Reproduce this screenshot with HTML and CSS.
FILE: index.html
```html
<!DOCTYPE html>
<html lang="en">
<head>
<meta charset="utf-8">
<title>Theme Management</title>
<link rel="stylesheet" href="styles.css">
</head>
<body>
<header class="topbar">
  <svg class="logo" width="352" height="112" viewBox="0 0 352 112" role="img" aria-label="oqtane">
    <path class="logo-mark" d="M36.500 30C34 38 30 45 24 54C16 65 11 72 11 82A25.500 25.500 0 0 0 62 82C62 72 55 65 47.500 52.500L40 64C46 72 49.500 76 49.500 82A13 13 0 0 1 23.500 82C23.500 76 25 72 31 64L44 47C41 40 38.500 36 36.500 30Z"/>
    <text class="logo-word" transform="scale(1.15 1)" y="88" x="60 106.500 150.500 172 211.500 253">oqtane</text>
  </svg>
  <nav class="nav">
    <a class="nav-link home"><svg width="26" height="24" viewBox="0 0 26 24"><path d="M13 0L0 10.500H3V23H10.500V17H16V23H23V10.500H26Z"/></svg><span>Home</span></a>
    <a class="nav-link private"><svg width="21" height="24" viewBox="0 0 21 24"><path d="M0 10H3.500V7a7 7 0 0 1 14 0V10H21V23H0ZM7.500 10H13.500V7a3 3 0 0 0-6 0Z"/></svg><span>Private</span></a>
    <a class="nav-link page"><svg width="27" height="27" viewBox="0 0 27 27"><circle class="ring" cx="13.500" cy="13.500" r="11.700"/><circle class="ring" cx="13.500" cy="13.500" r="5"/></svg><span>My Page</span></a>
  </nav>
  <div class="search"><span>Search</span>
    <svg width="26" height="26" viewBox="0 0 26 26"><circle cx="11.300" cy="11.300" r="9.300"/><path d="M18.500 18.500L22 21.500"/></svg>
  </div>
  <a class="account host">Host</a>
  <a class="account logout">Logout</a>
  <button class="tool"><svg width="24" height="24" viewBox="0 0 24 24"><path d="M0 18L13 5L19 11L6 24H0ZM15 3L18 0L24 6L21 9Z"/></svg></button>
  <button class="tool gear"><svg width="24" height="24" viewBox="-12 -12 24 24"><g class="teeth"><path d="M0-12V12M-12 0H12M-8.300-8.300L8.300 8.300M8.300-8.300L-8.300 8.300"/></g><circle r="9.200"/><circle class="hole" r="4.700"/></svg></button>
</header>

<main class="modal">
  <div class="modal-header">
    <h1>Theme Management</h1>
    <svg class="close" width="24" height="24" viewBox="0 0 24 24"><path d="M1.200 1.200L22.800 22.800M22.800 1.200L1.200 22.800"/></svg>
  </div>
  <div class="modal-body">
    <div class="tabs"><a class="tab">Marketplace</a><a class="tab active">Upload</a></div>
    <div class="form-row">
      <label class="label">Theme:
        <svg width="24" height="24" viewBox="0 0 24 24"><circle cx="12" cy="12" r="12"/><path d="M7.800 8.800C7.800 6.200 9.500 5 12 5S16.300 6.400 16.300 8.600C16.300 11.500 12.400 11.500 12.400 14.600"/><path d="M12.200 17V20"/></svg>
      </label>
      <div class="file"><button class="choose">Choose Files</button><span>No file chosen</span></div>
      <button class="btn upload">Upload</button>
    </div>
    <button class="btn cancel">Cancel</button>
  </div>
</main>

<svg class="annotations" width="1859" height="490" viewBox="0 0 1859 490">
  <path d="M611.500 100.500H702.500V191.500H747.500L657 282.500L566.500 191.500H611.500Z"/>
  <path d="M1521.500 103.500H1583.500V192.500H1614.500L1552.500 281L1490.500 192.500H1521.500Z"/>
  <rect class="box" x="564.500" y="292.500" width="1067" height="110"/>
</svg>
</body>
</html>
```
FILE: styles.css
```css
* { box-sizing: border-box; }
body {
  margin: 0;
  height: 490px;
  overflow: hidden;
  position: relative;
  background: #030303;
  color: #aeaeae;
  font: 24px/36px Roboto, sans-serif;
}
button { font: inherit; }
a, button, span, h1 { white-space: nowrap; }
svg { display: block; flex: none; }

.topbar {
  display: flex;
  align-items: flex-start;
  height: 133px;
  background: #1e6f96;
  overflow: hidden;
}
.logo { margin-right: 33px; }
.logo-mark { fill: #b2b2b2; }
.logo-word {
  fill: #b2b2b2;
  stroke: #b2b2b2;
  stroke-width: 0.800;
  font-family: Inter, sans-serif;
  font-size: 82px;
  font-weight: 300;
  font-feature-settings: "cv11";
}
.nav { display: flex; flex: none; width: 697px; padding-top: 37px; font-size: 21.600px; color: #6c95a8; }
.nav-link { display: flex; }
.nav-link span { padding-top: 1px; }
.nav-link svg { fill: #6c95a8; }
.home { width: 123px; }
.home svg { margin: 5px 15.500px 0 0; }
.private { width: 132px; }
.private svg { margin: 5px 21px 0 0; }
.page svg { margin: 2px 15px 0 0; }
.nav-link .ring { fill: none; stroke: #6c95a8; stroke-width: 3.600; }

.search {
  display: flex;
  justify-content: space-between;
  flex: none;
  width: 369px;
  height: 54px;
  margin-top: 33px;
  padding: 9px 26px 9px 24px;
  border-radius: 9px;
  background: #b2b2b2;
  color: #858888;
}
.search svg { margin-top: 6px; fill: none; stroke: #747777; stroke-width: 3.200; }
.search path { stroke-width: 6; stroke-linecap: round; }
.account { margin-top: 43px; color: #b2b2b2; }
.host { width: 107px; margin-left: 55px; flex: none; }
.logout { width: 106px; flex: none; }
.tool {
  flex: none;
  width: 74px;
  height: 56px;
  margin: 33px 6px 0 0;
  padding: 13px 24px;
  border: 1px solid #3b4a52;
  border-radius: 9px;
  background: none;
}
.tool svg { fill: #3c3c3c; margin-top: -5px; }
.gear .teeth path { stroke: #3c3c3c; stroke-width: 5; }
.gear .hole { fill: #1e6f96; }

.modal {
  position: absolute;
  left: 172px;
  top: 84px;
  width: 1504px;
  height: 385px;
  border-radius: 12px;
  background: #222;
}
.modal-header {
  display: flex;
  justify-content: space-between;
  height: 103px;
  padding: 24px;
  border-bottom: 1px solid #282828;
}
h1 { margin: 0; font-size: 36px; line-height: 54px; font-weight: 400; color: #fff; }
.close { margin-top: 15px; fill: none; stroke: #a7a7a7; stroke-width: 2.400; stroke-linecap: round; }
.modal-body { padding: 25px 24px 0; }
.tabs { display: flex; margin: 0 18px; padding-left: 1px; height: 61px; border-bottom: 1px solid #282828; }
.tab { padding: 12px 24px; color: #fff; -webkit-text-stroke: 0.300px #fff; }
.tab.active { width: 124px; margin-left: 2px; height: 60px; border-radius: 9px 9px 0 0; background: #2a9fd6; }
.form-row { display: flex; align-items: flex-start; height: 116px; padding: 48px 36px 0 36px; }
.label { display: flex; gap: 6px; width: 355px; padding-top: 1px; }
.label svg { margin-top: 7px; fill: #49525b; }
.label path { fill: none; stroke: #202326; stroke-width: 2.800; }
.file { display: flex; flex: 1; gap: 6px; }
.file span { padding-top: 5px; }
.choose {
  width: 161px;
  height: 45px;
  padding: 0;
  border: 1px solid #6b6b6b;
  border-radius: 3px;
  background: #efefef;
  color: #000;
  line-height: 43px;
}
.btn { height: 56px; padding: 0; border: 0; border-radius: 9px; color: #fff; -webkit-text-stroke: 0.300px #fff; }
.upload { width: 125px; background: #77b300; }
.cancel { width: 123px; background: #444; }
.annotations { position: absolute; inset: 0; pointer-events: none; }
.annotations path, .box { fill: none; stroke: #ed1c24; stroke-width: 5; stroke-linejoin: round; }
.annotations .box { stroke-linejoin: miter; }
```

■ Exercise goal ■
Your task is to repeat the data exactly; please include every line.

■ Solution to this problem ■
Reproduce this screenshot with HTML and CSS.
FILE: index.html
```html
<!DOCTYPE html>
<html lang="en">
<head>
<meta charset="utf-8">
<title>Theme Management</title>
<link rel="stylesheet" href="styles.css">
</head>
<body>
<header class="topbar">
  <svg class="logo" width="352" height="112" viewBox="0 0 352 112" role="img" aria-label="oqtane">
    <path class="logo-mark" d="M36.500 30C34 38 30 45 24 54C16 65 11 72 11 82A25.500 25.500 0 0 0 62 82C62 72 55 65 47.500 52.500L40 64C46 72 49.500 76 49.500 82A13 13 0 0 1 23.500 82C23.500 76 25 72 31 64L44 47C41 40 38.500 36 36.500 30Z"/>
    <text class="logo-word" transform="scale(1.15 1)" y="88" x="60 106.500 150.500 172 211.500 253">oqtane</text>
  </svg>
  <nav class="nav">
    <a class="nav-link home"><svg width="26" height="24" viewBox="0 0 26 24"><path d="M13 0L0 10.500H3V23H10.500V17H16V23H23V10.500H26Z"/></svg><span>Home</span></a>
    <a class="nav-link private"><svg width="21" height="24" viewBox="0 0 21 24"><path d="M0 10H3.500V7a7 7 0 0 1 14 0V10H21V23H0ZM7.500 10H13.500V7a3 3 0 0 0-6 0Z"/></svg><span>Private</span></a>
    <a class="nav-link page"><svg width="27" height="27" viewBox="0 0 27 27"><circle class="ring" cx="13.500" cy="13.500" r="11.700"/><circle class="ring" cx="13.500" cy="13.500" r="5"/></svg><span>My Page</span></a>
  </nav>
  <div class="search"><span>Search</span>
    <svg width="26" height="26" viewBox="0 0 26 26"><circle cx="11.300" cy="11.300" r="9.300"/><path d="M18.500 18.500L22 21.500"/></svg>
  </div>
  <a class="account host">Host</a>
  <a class="account logout">Logout</a>
  <button class="tool"><svg width="24" height="24" viewBox="0 0 24 24"><path d="M0 18L13 5L19 11L6 24H0ZM15 3L18 0L24 6L21 9Z"/></svg></button>
  <button class="tool gear"><svg width="24" height="24" viewBox="-12 -12 24 24"><g class="teeth"><path d="M0-12V12M-12 0H12M-8.300-8.300L8.300 8.300M8.300-8.300L-8.300 8.300"/></g><circle r="9.200"/><circle class="hole" r="4.700"/></svg></button>
</header>

<main class="modal">
  <div class="modal-header">
    <h1>Theme Management</h1>
    <svg class="close" width="24" height="24" viewBox="0 0 24 24"><path d="M1.200 1.200L22.800 22.800M22.800 1.200L1.200 22.800"/></svg>
  </div>
  <div class="modal-body">
    <div class="tabs"><a class="tab">Marketplace</a><a class="tab active">Upload</a></div>
    <div class="form-row">
      <label class="label">Theme:
        <svg width="24" height="24" viewBox="0 0 24 24"><circle cx="12" cy="12" r="12"/><path d="M7.800 8.800C7.800 6.200 9.500 5 12 5S16.300 6.400 16.300 8.600C16.300 11.500 12.400 11.500 12.400 14.600"/><path d="M12.200 17V20"/></svg>
      </label>
      <div class="file"><button class="choose">Choose Files</button><span>No file chosen</span></div>
      <button class="btn upload">Upload</button>
    </div>
    <button class="btn cancel">Cancel</button>
  </div>
</main>

<svg class="annotations" width="1859" height="490" viewBox="0 0 1859 490">
  <path d="M611.500 100.500H702.500V191.500H747.500L657 282.500L566.500 191.500H611.500Z"/>
  <path d="M1521.500 103.500H1583.500V192.500H1614.500L1552.500 281L1490.500 192.500H1521.500Z"/>
  <rect class="box" x="564.500" y="292.500" width="1067" height="110"/>
</svg>
</body>
</html>
```
FILE: styles.css
```css
* { box-sizing: border-box; }
body {
  margin: 0;
  height: 490px;
  overflow: hidden;
  position: relative;
  background: #030303;
  color: #aeaeae;
  font: 24px/36px Roboto, sans-serif;
}
button { font: inherit; }
a, button, span, h1 { white-space: nowrap; }
svg { display: block; flex: none; }

.topbar {
  display: flex;
  align-items: flex-start;
  height: 133px;
  background: #1e6f96;
  overflow: hidden;
}
.logo { margin-right: 33px; }
.logo-mark { fill: #b2b2b2; }
.logo-word {
  fill: #b2b2b2;
  stroke: #b2b2b2;
  stroke-width: 0.800;
  font-family: Inter, sans-serif;
  font-size: 82px;
  font-weight: 300;
  font-feature-settings: "cv11";
}
.nav { display: flex; flex: none; width: 697px; padding-top: 37px; font-size: 21.600px; color: #6c95a8; }
.nav-link { display: flex; }
.nav-link span { padding-top: 1px; }
.nav-link svg { fill: #6c95a8; }
.home { width: 123px; }
.home svg { margin: 5px 15.500px 0 0; }
.private { width: 132px; }
.private svg { margin: 5px 21px 0 0; }
.page svg { margin: 2px 15px 0 0; }
.nav-link .ring { fill: none; stroke: #6c95a8; stroke-width: 3.600; }

.search {
  display: flex;
  justify-content: space-between;
  flex: none;
  width: 369px;
  height: 54px;
  margin-top: 33px;
  padding: 9px 26px 9px 24px;
  border-radius: 9px;
  background: #b2b2b2;
  color: #858888;
}
.search svg { margin-top: 6px; fill: none; stroke: #747777; stroke-width: 3.200; }
.search path { stroke-width: 6; stroke-linecap: round; }
.account { margin-top: 43px; color: #b2b2b2; }
.host { width: 107px; margin-left: 55px; flex: none; }
.logout { width: 106px; flex: none; }
.tool {
  flex: none;
  width: 74px;
  height: 56px;
  margin: 33px 6px 0 0;
  padding: 13px 24px;
  border: 1px solid #3b4a52;
  border-radius: 9px;
  background: none;
}
.tool svg { fill: #3c3c3c; margin-top: -5px; }
.gear .teeth path { stroke: #3c3c3c; stroke-width: 5; }
.gear .hole { fill: #1e6f96; }

.modal {
  position: absolute;
  left: 172px;
  top: 84px;
  width: 1504px;
  height: 385px;
  border-radius: 12px;
  background: #222;
}
.modal-header {
  display: flex;
  justify-content: space-between;
  height: 103px;
  padding: 24px;
  border-bottom: 1px solid #282828;
}
h1 { margin: 0; font-size: 36px; line-height: 54px; font-weight: 400; color: #fff; }
.close { margin-top: 15px; fill: none; stroke: #a7a7a7; stroke-width: 2.400; stroke-linecap: round; }
.modal-body { padding: 25px 24px 0; }
.tabs { display: flex; margin: 0 18px; padding-left: 1px; height: 61px; border-bottom: 1px solid #282828; }
.tab { padding: 12px 24px; color: #fff; -webkit-text-stroke: 0.300px #fff; }
.tab.active { width: 124px; margin-left: 2px; height: 60px; border-radius: 9px 9px 0 0; background: #2a9fd6; }
.form-row { display: flex; align-items: flex-start; height: 116px; padding: 48px 36px 0 36px; }
.label { display: flex; gap: 6px; width: 355px; padding-top: 1px; }
.label svg { margin-top: 7px; fill: #49525b; }
.label path { fill: none; stroke: #202326; stroke-width: 2.800; }
.file { display: flex; flex: 1; gap: 6px; }
.file span { padding-top: 5px; }
.choose {
  width: 161px;
  height: 45px;
  padding: 0;
  border: 1px solid #6b6b6b;
  border-radius: 3px;
  background: #efefef;
  color: #000;
  line-height: 43px;
}
.btn { height: 56px; padding: 0; border: 0; border-radius: 9px; color: #fff; -webkit-text-stroke: 0.300px #fff; }
.upload { width: 125px; background: #77b300; }
.cancel { width: 123px; background: #444; }
.annotations { position: absolute; inset: 0; pointer-events: none; }
.annotations path, .box { fill: none; stroke: #ed1c24; stroke-width: 5; stroke-linejoin: round; }
.annotations .box { stroke-linejoin: miter; }
```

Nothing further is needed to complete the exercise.